Pre-tax income grew 8.7 percent and the pre-tax margin was
19.7 percent, an increase of 0.8 points versus 2009. Net income
increased 10.5 percent reflecting an improvement in the tax rate.
The effective tax rate was 24.8 percent compared with 26.0 percent
in the prior year. Net income margin improved 0.8 points to 14.9 percent.
Operating (non-GAAP) pre-tax income increased 9.6 percent and
the operating (non-GAAP) pre-tax margin was 19.9 percent, an
increase of 1.0 points versus the prior year. Operating (non-GAAP)
earnings increased 11.7 percent and the operating (non-GAAP)
earnings margin of 15.0 percent increased 1.0 points versus the prior
year. The operating (non-GAAP) effective tax rate was 24.4 percent
versus 25.8 percent in 2009.
Diluted earnings per share improved 15.1 percent reflecting the
strong growth in net income and the benefits of the common stock
repurchase program. In 2010, the company repurchased approximately
118 million shares of its common stock. Diluted earnings per share
of $11.52 increased $1.51 from the prior year. Operating (non-GAAP)

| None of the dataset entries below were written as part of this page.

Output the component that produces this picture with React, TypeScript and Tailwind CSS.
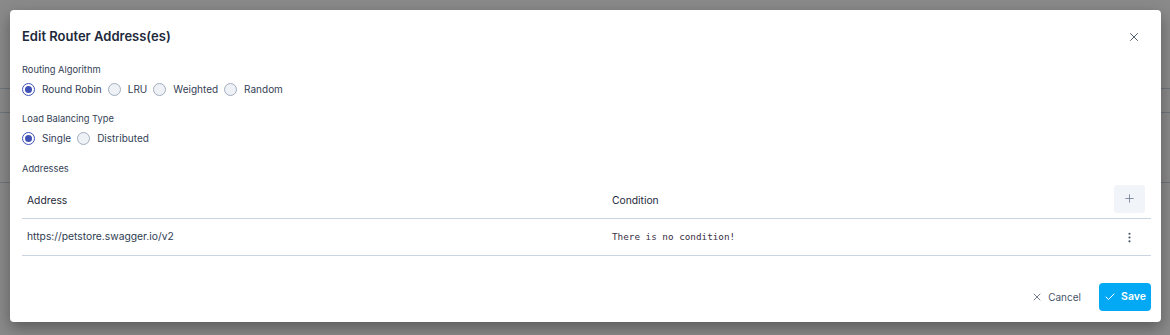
import { X, Plus, EllipsisVertical, Check } from "lucide-react";

const algorithms = ["Round Robin", "LRU", "Weighted", "Random"];
const balancing = ["Single", "Distributed"];

function Radio({ label, checked }: { label: string; checked?: boolean }) {
  return (
    <label className="flex items-center gap-[7px] mr-[6px]">
      <span
        className={
          checked
            ? "w-[13px] h-[13px] rounded-full border border-[#3f51b5] bg-white flex items-center justify-center"
            : "w-[13px] h-[13px] rounded-full border border-[#a3adbd] bg-[#eef2f7]"
        }
      >
        {checked && <span className="w-[7px] h-[7px] rounded-full bg-[#3f51b5]" />}
      </span>
      <span className="text-[10px] text-[#334155]">{label}</span>
    </label>
  );
}

export default function App() {
  return (
    <div className="relative w-[1170px] h-[335px] overflow-hidden bg-[#8a8a8a] font-['Inter',sans-serif]">
      {/* page behind the overlay */}
      <div className="absolute left-0 right-0 top-[88px] h-px bg-[#6f747b]" />
      <div className="absolute left-0 right-0 top-[112px] h-px bg-[#6f747b]" />
      <div className="absolute left-0 right-0 top-[182px] h-px bg-[#6f747b]" />

      <div className="relative ml-[10px] mt-[10px] w-[1151px] h-[312px] bg-white rounded-[4px] shadow-[0_6px_16px_rgba(0,0,0,0.35)] pl-[12px] pr-[10px]">
        {/* Header */}
        <div className="h-[54px] flex items-center justify-between">
          <h2 className="text-[13px] font-semibold text-[#1e293b]">Edit Router Address(es)</h2>
          <button className="mr-[10px] text-[#475569]">
            <X size={14} strokeWidth={1.6} />
          </button>
        </div>

        <div className="h-[12px] leading-[12px] text-[9.3px] text-[#334155]">Routing Algorithm</div>
        <div className="mt-[3px] h-[20px] flex items-center">
          {algorithms.map((a, i) => (
            <Radio key={a} label={a} checked={i === 0} />
          ))}
        </div>

        <div className="mt-[14px] h-[12px] leading-[12px] text-[9.3px] text-[#334155]">Load Balancing Type</div>
        <div className="mt-[3px] h-[20px] flex items-center">
          {balancing.map((a, i) => (
            <Radio key={a} label={a} checked={i === 0} />
          ))}
        </div>

        <div className="mt-[15px] h-[12px] leading-[12px] text-[9.3px] text-[#334155]">Addresses</div>

        {/* Table */}
        <div className="mt-[10px]">
          <div className="h-[34px] flex items-center border-b border-[#cbd5e1] pl-[5px] pr-[6px] pb-[1px]">
            <div className="w-[585px] text-[10.3px] text-[#1e293b]">Address</div>
            <div className="flex-1 text-[10.3px] text-[#1e293b]">Condition</div>
            <button className="w-[31px] h-[28px] rounded-[3px] bg-[#f1f5f9] flex items-center justify-center text-[#64748b] -mt-[5px]">
              <Plus size={13} strokeWidth={1.4} />
            </button>
          </div>
          <div className="h-[37px] flex items-center border-b border-[#cbd5e1] pl-[5px] pr-[6px]">
            <div className="w-[585px] text-[10.3px] text-[#2f3d52]">https://petstore.swagger.io/v2</div>
            <div className="flex-1 text-[9.3px] text-[#3a2f45] font-['DejaVu_Sans_Mono',monospace]">There is no condition!</div>
            <div className="w-[31px] flex justify-center text-[#475569]">
              <EllipsisVertical size={13} strokeWidth={2} />
            </div>
          </div>
        </div>

        {/* Footer */}
        <div className="mt-[27px] flex items-center justify-end">
          <button className="flex items-center gap-[5px] text-[10px] text-[#475569] mr-[18px]">
            <X size={12} strokeWidth={1.5} />
            Cancel
          </button>
          <button className="h-[28px] w-[52px] rounded-[4px] bg-[#03a9f4] text-white text-[10.5px] font-semibold flex items-center justify-center gap-[5px]">
            <Check size={12} strokeWidth={2} />
            Save
          </button>
        </div>
      </div>
    </div>
  );
}
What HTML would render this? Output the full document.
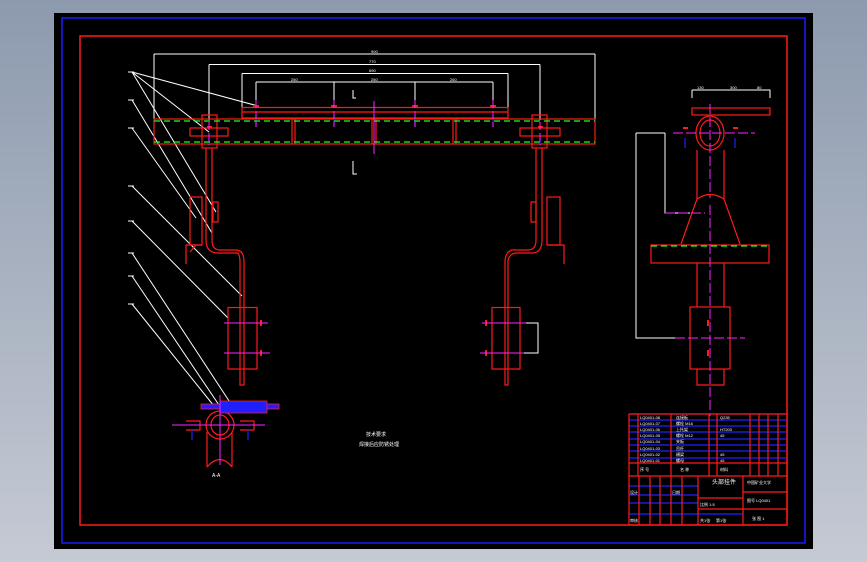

diluted earnings per share of $11.67 increased $1.64 versus 2009
driven by the following factors:
Revenue increase at actual rates $0.43
Margin expansion $0.74
Common stock repurchases $0.47
Workforce rebalancing charges were recorded in the first quarter
of 2009 and 2010. The PLM and Geodis divestiture transactions
were recorded in the first quarter of 2010 and the first quarter of
2009, respectively. These transactions impacted the year-to-year
segment results for 2010 compared to 2009. Workforce rebalancing
charges were incurred in every segment while the PLM transaction
gain was recorded in Software and the Geodis transaction gain was
recorded in the following segments: Global Technology Services
($81 million), Global Business Services ($46 million), Software
($106 million) and Systems and Technology ($64 million). In the
following segment analysis and in the Global Financing analysis
on pages 63 and 64, each segment’s pre-tax income and pre-tax
margin for 2010 and 2009 are presented on an as-reported basis
and on a basis normalized for these transactions in both years to
provide a better perspective of the underlying operational performance
of the segments.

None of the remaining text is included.